You never get to completely relax when you’re in public.

Which is really a continuation of a theme I started in my “why I am not going to Bouchercon this year” post from yesterday. It’s very hard to ever trust straight people, really; I’ve been burned so many times in the past that you become paranoid and it then spreads from straight people to all people. You never can be sure if the group of people you’re hanging out with in a bar, laughing and having a good time, won’t start talking about you using slurs when you walk away. There are people who realize the optics of homophobia aren’t good, so they are very careful not to give you anything to make hay with in your presence. But that doesn’t mean they aren’t homophobic, it actually means they are worse–they know it’s wrong and socially unacceptable but do it anyway. I will never forget the self-styled Very Important Author who felt it was okay to smugly use “faggy” in casual conversation, while looking at me with a smirk on his face I so badly wanted to punch off it. (He has since outed himself to many others as a garbage human being since then; I just smugly smile when I hear tales about his most recent egregious crime.) It’s hard to explain what that is like, you know, so that people will understand? (And I think it’s also important, while making this point, to defend the other people around when he said it, because he got called out almost immediately. That was a good feeling.)

One last time for the arrogant straight men in the back: there aren’t many gay men who’d be interested, so stop flattering yourself that we are all such deranged cockmonsters that we froth at the mouth over straight guys. We don’t.

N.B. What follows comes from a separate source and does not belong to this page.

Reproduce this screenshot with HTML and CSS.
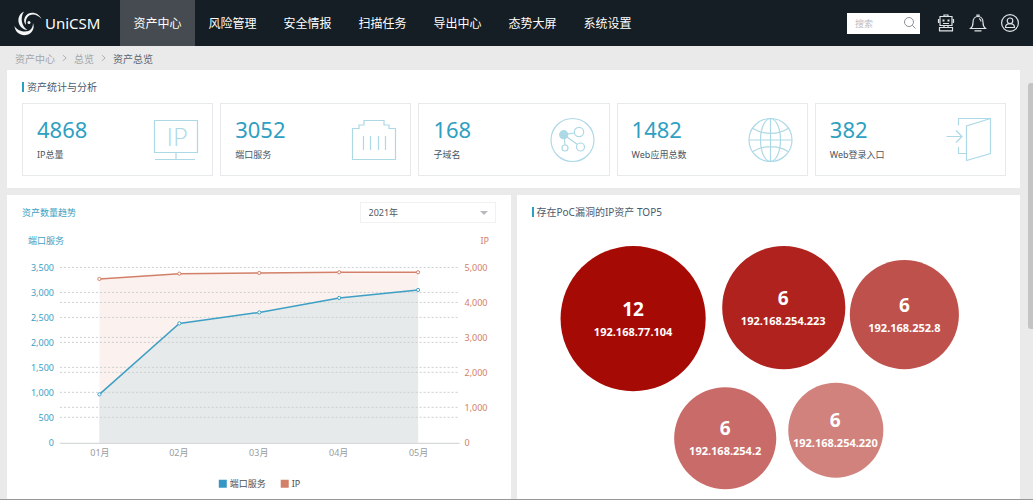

And I would add further that we would never, unless they collectively start figuring out what anal hygiene is. Hilariously, they always forget that some of us are tops, you know–so if I were to ever sexualize a straight man, I wouldn’t be thinking about him fucking me or me sucking his dick; I’d think about fucking him.

Not something that plays into their disturbing male-on-male sexual fantasies, is it?

Seriously, straight men, stop flattering yourselves.

And yes, I have been rethinking a lot of things about my past and my life since Mom died. New information always is cause for a good rethink, and again it’s interesting (if sad) to realize how oblivious I inevitably was throughout the majority of my life. Heavy heaving sigh.

And on that glum note, it’s off to the spice mines with me. Hope you have a lovely Tuesday, Constant Reader, and I’ll check in with you again probably later.